Basti pensare che le buste-paga, nel settore pubblico, rimangono congelate da ben sette anni, che Confindustria si scaglia in un’offensiva generale contro i contratti collettivi, a cominciare dai metalmeccanici, e che il pareggio in bilancio comporta tagli catastrofici sulla spesa sociale, sulla sanità e si sta già organizzando un nuovo attacco alle pensioni.
Ciononostante, la sinistra è pressoché inesistente.
I dirigenti sindacali, a partire dalla Cgil, la principale organizzazione di massa dei lavoratori, rimangono immoti. Non si prova nemmeno a rispondere alle provocazioni.
È esattamente questo lo scenario che ci porta a dire, oggi, che la situazione generale in Italia è più di implosione che di esplosione.”

FARE COME IN FRANCIA!”
"In Italia siamo, al momento, un piccolo partito assolutamente contrcorrente” concluede Ferrando “ma prestiamo la massima attenzione agli avvenimenti intorno a noi, a tutto quel che accade negli altri paesi.

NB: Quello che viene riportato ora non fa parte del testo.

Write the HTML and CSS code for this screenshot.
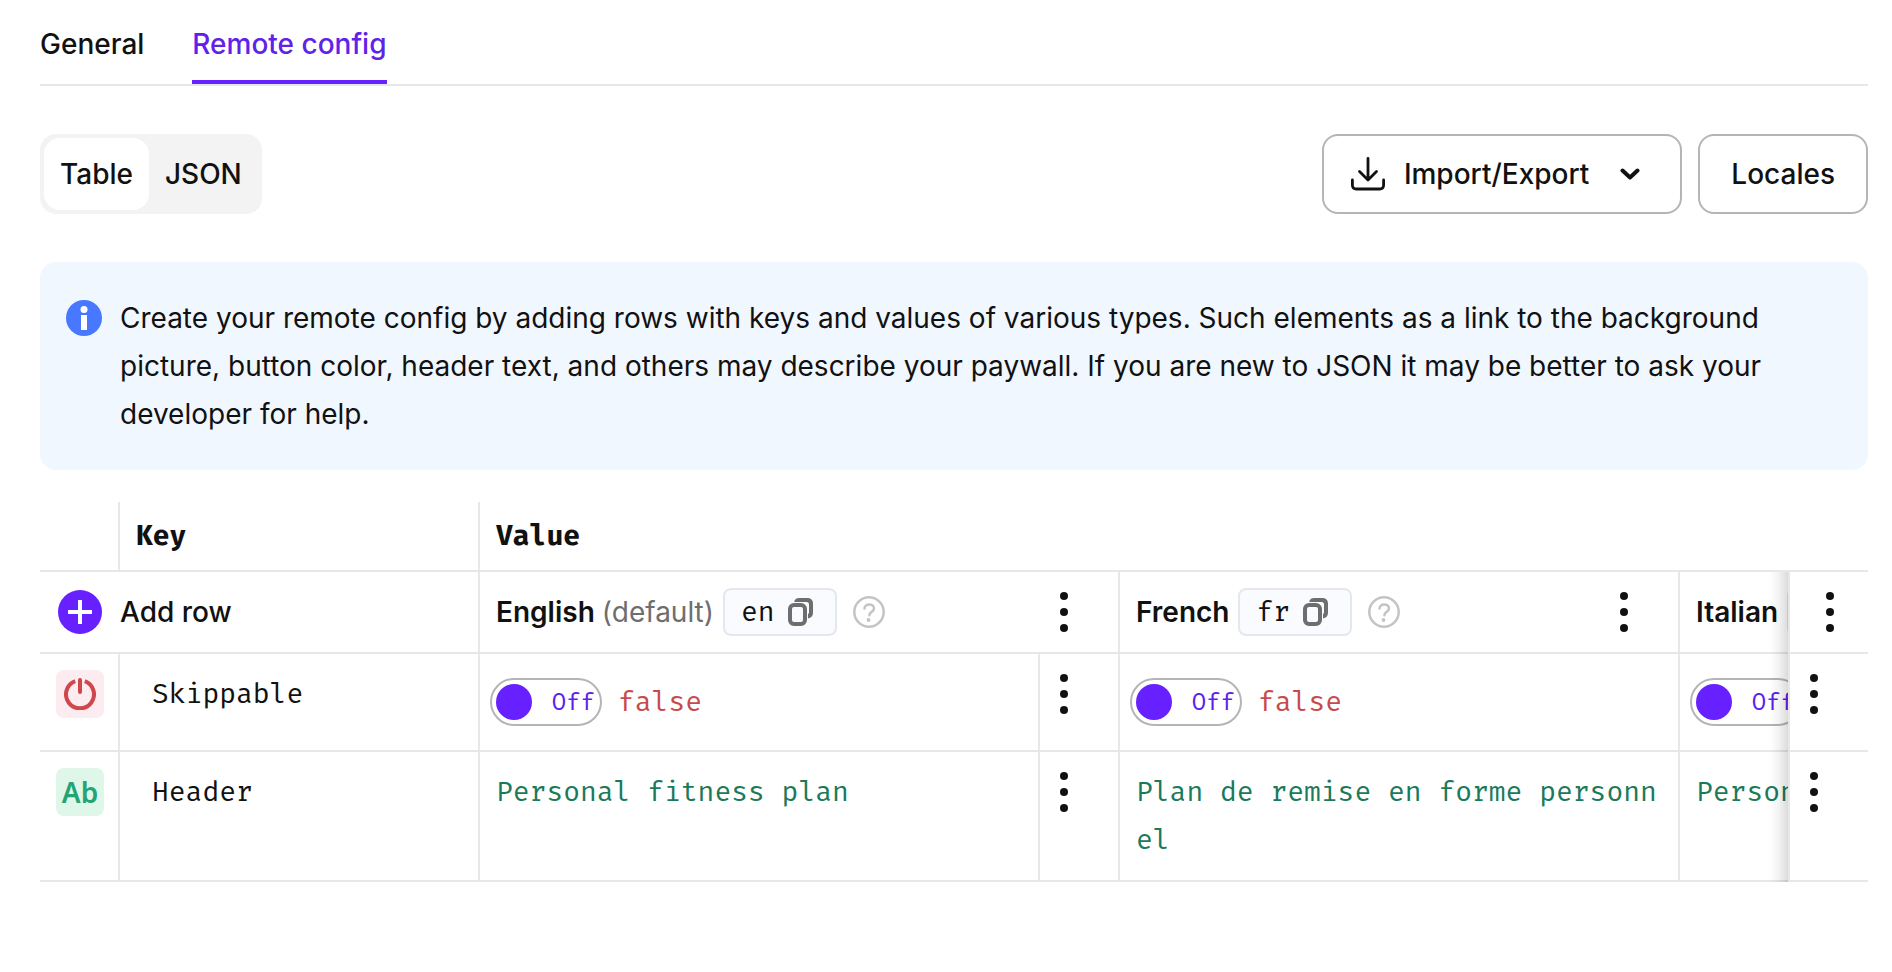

Ci siamo fatti promotori di una campagna chiamata #FareComeInFrancia che ha suscitato un grande entusiasmo con un volantino che abbiamo distribuito su scala nazionale per decine di migliaia di copie, ed ha raccolto 10.000 sottoscrizioni sui social.
La mobilitazione generale contro la legge-El Khomri, pur con tutte le sue contraddizioni, testimonia che, anche in rapporto alla situazione italiana, non ci sono altre vie.
Il Jobs-Act, in Italia, è passato senza la minima opposizione (se non di ipocrita facciata).
A sinistra, i riformisti Partito della Rifondazione Comunista (PRC) e Sinistra, Ecologia e Libertà (SEL) non rappresentano, nel migliore dei casi, che uno spazio di “sinistra civica progressista”.
Per quanto riguarda la sinistra radicale, oltre alla piccola presenza dei compagni di Sinistra Anticapitalista, non esiste altra tendenza politica che ha promosso, come noi, una campagna di propaganda e di agitazione in solidarietà diretta verso la mobilitazione contro la Loi du Travail francese”.